A mesa foi mediada pela assistente social Wanderli Machado, integrante da Câmara Temática de Saúde do CRESS-PR. Após a realização do debate com os/as participantes ainda no período da manhã, o seminário teve no período da tarde a realização de oficinas entre os/as assistentes sociais e estudantes de Serviço Social.

Oficinas

Foram dois os temas das seis salas de oficinas realizadas: ‘A Política de Saúde Mental e o exercício profissional’ e ‘A política sobre Drogas na perspectiva dos direitos humanos’. A partir de perguntas direcionadoras sobre o exercício profissional, cada sala teve suas discussões em grupos. Ao final todos grupos apresentaram os principais desafios e estratégias de atuação dentro dos temas propostos, com a proposta de realizar uma sistematização dos itens debatidos. Esta sistematização irá compor as contribuições do Paraná no Seminário Nacional sobre o trabalho do/a Assistente Social na Política sobre Drogas e Saúde Mental que ocorrerá em maio deste ano.

Os debates nas oficinas foram intensos na avaliação dos/as participantes. “Foi muito produtivo pela troca que tivemos, percebendo em todos os espaços da Saúde a dificuldade em termos equipes multidisciplinares”, comentou a assistente social Caudenice Berê da Silva, do município de Santa Fé. Para ela, muitas dúvidas em comum puderam ser debatidas, como questões sobre estratificação de risco, por exemplo, afirmando que será importante ampliar este debate.

A assistente social Irene do Lago, do INSS, comentou que na área de atuação dela foi um debate fundamental: “A Saúde Mental perpassa as diversas políticas e é fato que existe uma precarização muito evidente. Faltam recursos básicos pelo que a gente viu dos/as colegas aqui”. Ela explica que o trabalho em rede não pode ser realizado devido ao desmonte que está acontecendo nos CAPS atualmente.

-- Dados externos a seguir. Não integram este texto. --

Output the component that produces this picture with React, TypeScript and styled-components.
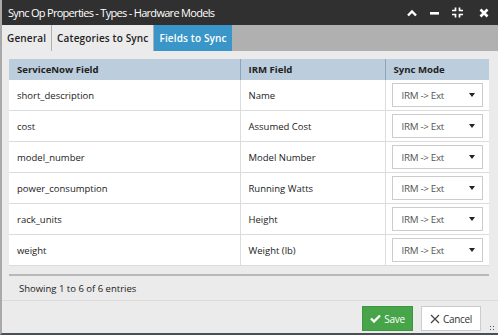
import React from "react";
import styled, { createGlobalStyle } from "styled-components";

const GlobalStyle = createGlobalStyle`
  html, body { margin: 0; padding: 0; }
  body {
    font-family: "Open Sans", "Liberation Sans", sans-serif;
    background: #ebebeb;
  }
`;

const Dialog = styled.div`
  width: 498px;
  height: 335px;
  display: flex;
  flex-direction: column;
  background: #ebebeb;
  border-left: 2px solid #a9a9a9;
  border-bottom: 2px solid #4a4f55;
  box-sizing: border-box;
  position: relative;
  overflow: hidden;
`;

const TitleBar = styled.div`
  height: 25px;
  background: #303030;
  display: flex;
  align-items: center;
  padding: 0 8px 0 6px;
  flex-shrink: 0;
`;

const Title = styled.div`
  flex: 1;
  color: #ffffff;
  font-size: 11px;
  letter-spacing: -0.7px;
`;

const TitleButtons = styled.div`
  display: flex;
  align-items: center;
  gap: 10px;
`;

const IconButton = styled.span<{ $w?: number; $ml?: number }>`
  display: flex;
  width: ${(p) => p.$w ?? 12}px;
  height: 12px;
  margin-left: ${(p) => p.$ml ?? 0}px;
  align-items: center;
  justify-content: center;
`;

const TabBar = styled.div`
  height: 26px;
  background: #b0b0b0;
  display: flex;
  flex-shrink: 0;
`;

const Tab = styled.div<{ $active?: boolean }>`
  display: flex;
  align-items: center;
  padding: 0 5px;
  margin-right: 1px;
  font-size: 10px;
  font-weight: 600;
  letter-spacing: 0.15px;
  color: ${(p) => (p.$active ? "#ffffff" : "#222222")};
  background: ${(p) => (p.$active ? "#3a96c8" : "#ebebeb")};
`;

const Body = styled.div`
  flex: 1;
  min-width: 0;
  padding: 8px 9px 0 7px;
  display: flex;
  flex-direction: column;
`;

const TableWrap = styled.div`
  border-bottom: 2px solid #b8b8b8;
  padding-bottom: 8px;
`;

const Table = styled.table`
  width: 480px;
  table-layout: fixed;
  border-collapse: collapse;
  background: #ffffff;
  font-size: 9.5px;
  color: #222222;
`;

const HeadCell = styled.th<{ $w: number }>`
  box-sizing: border-box;
  width: ${(p) => p.$w}px;
  height: 21px;
  background: #bccddd;
  text-align: left;
  font-weight: 700;
  font-size: 9.6px;
  padding: 0 8px;
  border-left: 1px solid #8aa5bf;
  &:first-child { border-left: none; }
`;

const Cell = styled.td`
  height: 30px;
  padding: 0 8px;
  border-left: 1px solid #dcdcdc;
  border-bottom: 1px solid #dcdcdc;
  &:first-child { border-left: none; }
`;

const SelectCell = styled(Cell)`
  padding: 0 6px;
`;

const Select = styled.div`
  height: 22px;
  border: 1px solid #cccccc;
  display: flex;
  align-items: center;
  justify-content: space-between;
  padding: 0 7px 0 9px;
  color: #555555;
  font-size: 9.8px;
  letter-spacing: -0.3px;
  background: #ffffff;
`;

const Caret = styled.span`
  width: 0;
  height: 0;
  border-left: 3.5px solid transparent;
  border-right: 3.5px solid transparent;
  border-top: 4px solid #222;
`;

const Info = styled.div`
  height: 24px;
  display: flex;
  align-items: center;
  font-size: 9.5px;
  color: #222222;
  border-bottom: 1px solid #dadada;
  margin: 0 -9px 0 -7px;
  padding-left: 17px;
`;

const Footer = styled.div`
  flex: 1;
  display: flex;
  justify-content: flex-end;
  align-items: center;
  gap: 8px;
  padding-right: 8px;
`;

const Button = styled.button<{ $primary?: boolean }>`
  height: 25px;
  display: flex;
  align-items: center;
  justify-content: center;
  gap: 3px;
  font-family: "Open Sans", "Liberation Sans", sans-serif;
  font-size: 10px;
  width: ${(p) => (p.$primary ? "51px" : "60px")};
  padding: 0;
  border: 1px solid ${(p) => (p.$primary ? "#3e9540" : "#cccccc")};
  background: ${(p) => (p.$primary ? "#46a548" : "#ffffff")};
  color: ${(p) => (p.$primary ? "#ffffff" : "#333333")};
  letter-spacing: -0.3px;
  margin-top: 3px;
`;

const Grip = styled.div`
  position: absolute;
  right: 3px;
  bottom: 2px;
  width: 6px;
  height: 6px;
  background-image: radial-gradient(#555 0.8px, transparent 1px);
  background-size: 3px 3px;
`;

const rows = [
  ["short_description", "Name"],
  ["cost", "Assumed Cost"],
  ["model_number", "Model Number"],
  ["power_consumption", "Running Watts"],
  ["rack_units", "Height"],
  ["weight", "Weight (lb)"],
];

export default function App() {
  return (
    <>
      <GlobalStyle />
      <Dialog>
        <TitleBar>
          <Title>Sync Op Properties - Types - Hardware Models</Title>
          <TitleButtons>
            <IconButton>
              <svg width="10" height="8" viewBox="0 0 10 8">
                <path d="M1 6.5 L5 2.5 L9 6.5" stroke="#fff" strokeWidth="2.4" fill="none" />
              </svg>
            </IconButton>
            <IconButton>
              <svg width="9" height="4" viewBox="0 0 9 4">
                <rect x="0" y="1" width="9" height="2.6" fill="#fff" />
              </svg>
            </IconButton>
            <IconButton $w={14}>
              <svg width="13" height="11" viewBox="0 0 13 11">
                <path
                  d="M1 3.5 H4.5 V0.5 M8.5 0.5 V3.5 H12 M1 7.5 H4.5 V10.5 M8.5 10.5 V7.5 H12"
                  stroke="#fff"
                  strokeWidth="1.7"
                  fill="none"
                />
              </svg>
            </IconButton>
            <IconButton $ml={4}>
              <svg width="10" height="10" viewBox="0 0 10 10">
                <path d="M1.5 1.5 L8.5 8.5 M8.5 1.5 L1.5 8.5" stroke="#fff" strokeWidth="2.6" />
              </svg>
            </IconButton>
          </TitleButtons>
        </TitleBar>
        <TabBar>
          <Tab>General</Tab>
          <Tab>Categories to Sync</Tab>
          <Tab $active>Fields to Sync</Tab>
        </TabBar>
        <Body>
          <TableWrap>
            <Table>
              <thead>
                <tr>
                  <HeadCell $w={231}>ServiceNow Field</HeadCell>
                  <HeadCell $w={145}>IRM Field</HeadCell>
                  <HeadCell $w={104}>Sync Mode</HeadCell>
                </tr>
              </thead>
              <tbody>
                {rows.map(([a, b]) => (
                  <tr key={a}>
                    <Cell>{a}</Cell>
                    <Cell>{b}</Cell>
                    <SelectCell>
                      <Select>
                        IRM -&gt; Ext
                        <Caret />
                      </Select>
                    </SelectCell>
                  </tr>
                ))}
              </tbody>
            </Table>
          </TableWrap>
          <Info>Showing 1 to 6 of 6 entries</Info>
          <Footer>
            <Button $primary>
              <svg width="11" height="9" viewBox="0 0 11 9">
                <path d="M1 4.5 L4 7.5 L10 1.5" stroke="#fff" strokeWidth="2.4" fill="none" />
              </svg>
              Save
            </Button>
            <Button>
              <svg width="10" height="10" viewBox="0 0 10 10">
                <path d="M1 1 L9 9 M9 1 L1 9" stroke="#444" strokeWidth="1.2" />
              </svg>
              Cancel
            </Button>
          </Footer>
        </Body>
        <Grip />
      </Dialog>
    </>
  );
}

Os/as acadêmicos/as tiveram momentos de aprendizados e de construção da luta por uma Saúde Mental que priorize o SUS constitucional, contra os retrocessos que estão evidenciados atualmente e que foram expostos no seminário. “As oficinas, além de nos permitirem conhecimento pelo contato com os/as profissionais, foram importantes para entendermos a atual conjuntura de desmonte da Saúde Mental”, explicou a estudante Thaís Rodrigues, que afirmou também que apesar do choque com a realidade proporcionada pelo atual modelo de gestão da Saúde, sentiu que o encontrou fortalece a luta coletiva.